Dni pobytu na zielonej szkole biegły bardzo szybko, były zajęcia lekcyjne, potem pobyt na plaży i naturalne inhalacje. Bawili się, grali w piłkę, wygrzewali się w słońcu, kąpali w morzu pod czujnym okiem ratownika i opiekunów. Starali się spędzać jak najwięcej czasu na świeżym powietrzu, inhalowali się naturalnym jodem.Nie zabrakło też spacerów uliczkami Łeby. A po kolacji bywało, że mieli dyskotekę, przed którą  najpierw były makijaże, fryzury, kreacje, a potem taniec i dobra zabawa.
Byli też w Parku Jurajskim. Jest to urocze miejsce na dużym obszarze, pełne dinozaurów i miejsc do zabawy. Spędzili tam kilka godzin, obejrzeli ciekawy film o dinozaurach, zakupili pamiątki. Najważniejsze, że spędzili aktywnie czas i dobrze bawili się. Wrócili zmęczeni, ale zadowoleni. Był także czas na plażowanie i konkurs na piaskową rzeźbę, była piesza wycieczka do Nowęcina. Po godzinnym marszu dotarli do stadniny koni, gdzie mieli okazję pojeździć bryczkami. Na koniec palili ognisko i piekli pyszne kiełbaski. Byli też na wycieczce w Trójmieście, w Łebie zwiedzali ruchome wydmy, wchodzące w skład Słowińskiego Parku Narodowego.
Była także niespodzianka - odwiedził ich ks.Proboszcz Wojciech Ciosmak, wieczorami w ramach lekcji religii zaprosił uczestników zielonej szkoły na ciekawe religijne filmy, obejrzeli dwie części filmu o Filipie Neri, który z radością, wiarą i determinacją zebrał tłum dzieciaków, śpiewał, grał i tańczył z nimi, dając dzieciom nadzieję, tworzył pierwsze oratorium dla ich wspólnoty, gdzie każde dziecko miało prawo zrozumieć, jaka ścieżka w życiu jest dla niego przeznaczona. Nasi mali marynarze przeżyli także chrzest morski, podczas którego nadano im imiona morskie.

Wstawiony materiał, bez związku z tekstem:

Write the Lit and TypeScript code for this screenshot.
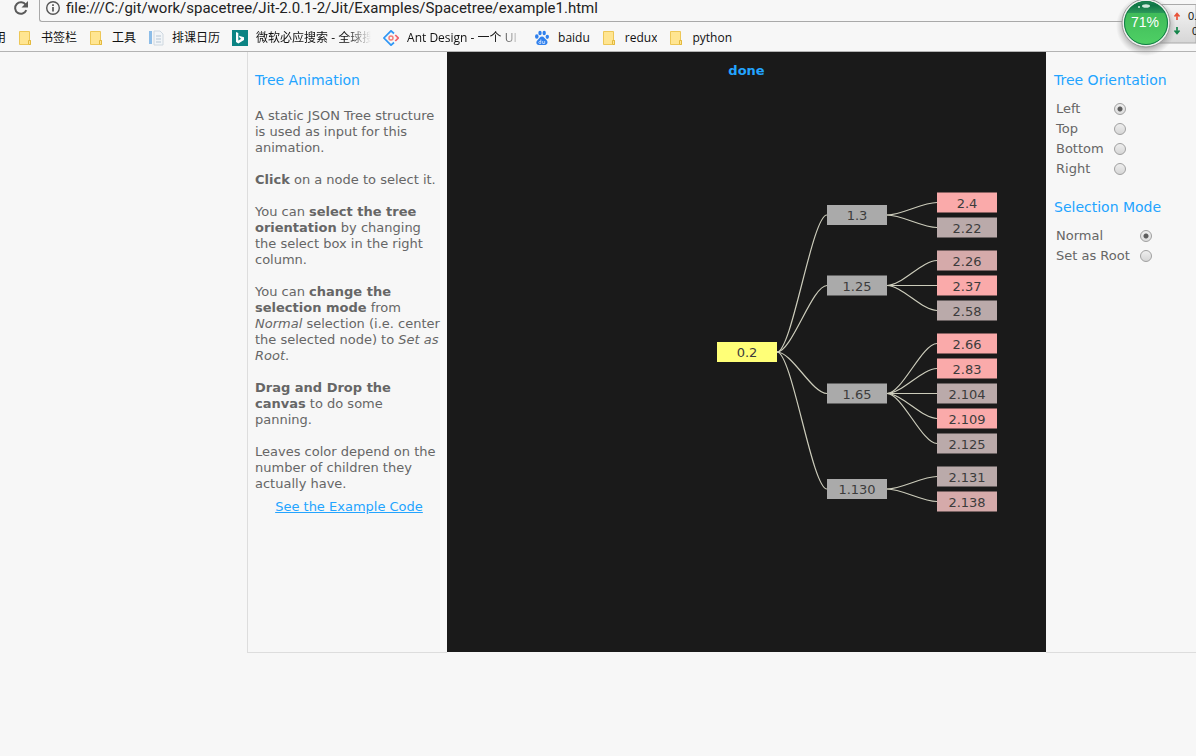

Zajęcia dydaktyczno-wychowawcze oraz wspólne spędzanie czasu były doskonałą okazją do integracji całego zespołu. Wszyscy wrócili zadowoleni i pełni wrażeń. Uczniowie oprócz zaznajomienia ze środowiskiem nadmorskim mieli okazje dowiedzieć się o problemach ochrony środowiska na wybrzeżu (ochrona wydm, wybrzeży klifowych, zanieczyszczeń wód wpływających do morza oraz wód morskich). Wyjazd był zorganizowany we współpracy z Fundacją na Rzecz Dzieci Miasteczko Śląskie, dofinansowany przez Miasto Kalety.